Domanda difficile: non so se ho fatto bene a ospitare nella stessa pagina la Guerra del Peloponneso e un videogioco, o Bruce Springsteen, perché Platone è un nome sacro e quindi in un certo senso è giusto preservarlo. D’altronde, è proprio perché abbiamo deciso che Platone per noi è un nome sacro, attuale sempre, che lo sarà prima e dopo il mio piccolo libro, indipendentemente dagli altri interpreti con cui va in scena. Per avvicinarci a lui il modo più semplice che c’è è semplice: leggere i dialoghi. E penso che ne valga la pena.

Hai scritto un libro molto godibile su un filosofo, Platone, che è tra gli scogli più ostici per gli studenti liceali di tutta Italia. Che poi, la filosofia, viene ridotta alle superiori alla nozionistica, a qualcosa che sembra quasi una storia della filosofia. Come dovrebbe cambiare il sistema?
Hai detto bene, è proprio così: a scuola non si studia filosofia, ma storia della filosofia. Di fondo penso che sia una buona pratica, perché non sembra, ma l’ordine cronologico aiuta a mettere più genericamente in ordine, che poi è anche uno dei motivi per cui abbiamo inventato la filosofia, e un sacco di altre cose. Spesso, però, è vero: a scuola, molte volte, il bello della filosofia non emerge, e questo è un peccato. Il primo modo di evitarlo è formare degli insegnanti bravi e appassionati. Il secondo è scrivere dei libri di testo che non abbiano perso l’anima, che cioè continuino a domandarsi come mai stanno facendo quello che stanno facendo e se lo stanno facendo bene. E quando la risposta non c’è, bisogna fermarsi un attimo a riflettere. (Ma ecco che siamo tornati a Socrate).

Il dolore di Platone ha cambiato il mondo, il nostro mondo, dandogli un diverso design, una serie di concetti, idee e intuizioni tutt’ora in voga. Come ha cambiato il tuo?

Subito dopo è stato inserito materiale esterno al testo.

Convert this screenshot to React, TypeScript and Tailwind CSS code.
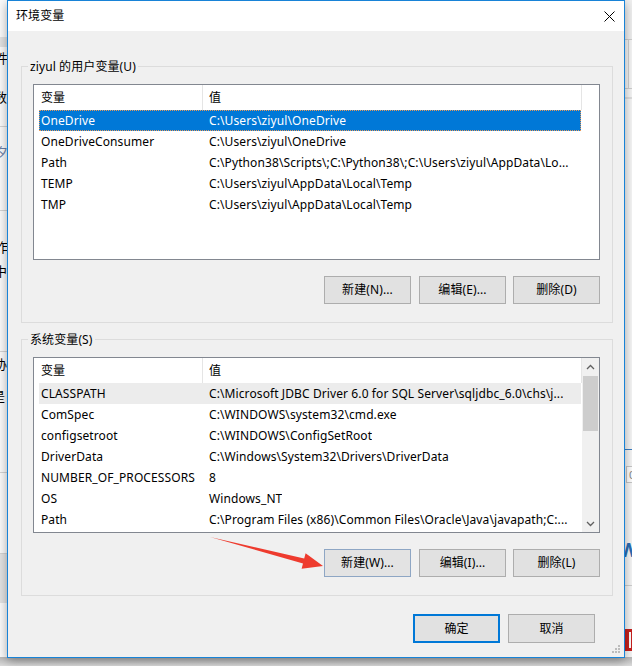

Pensare che una grande opera sia frutto di grande dolore non è un pensiero particolarmente originale, ma a me in effetti cambia la vita ogni volta che ci rifletto. Significa che possiamo dare un senso alla nostra vita e alle nostre azioni sempre, pure quando le cose si mettono male. In pratica siamo sempre in grado di interpretare gli eventi in un modo più favorevole, di superarci, di diventare quello che vogliamo.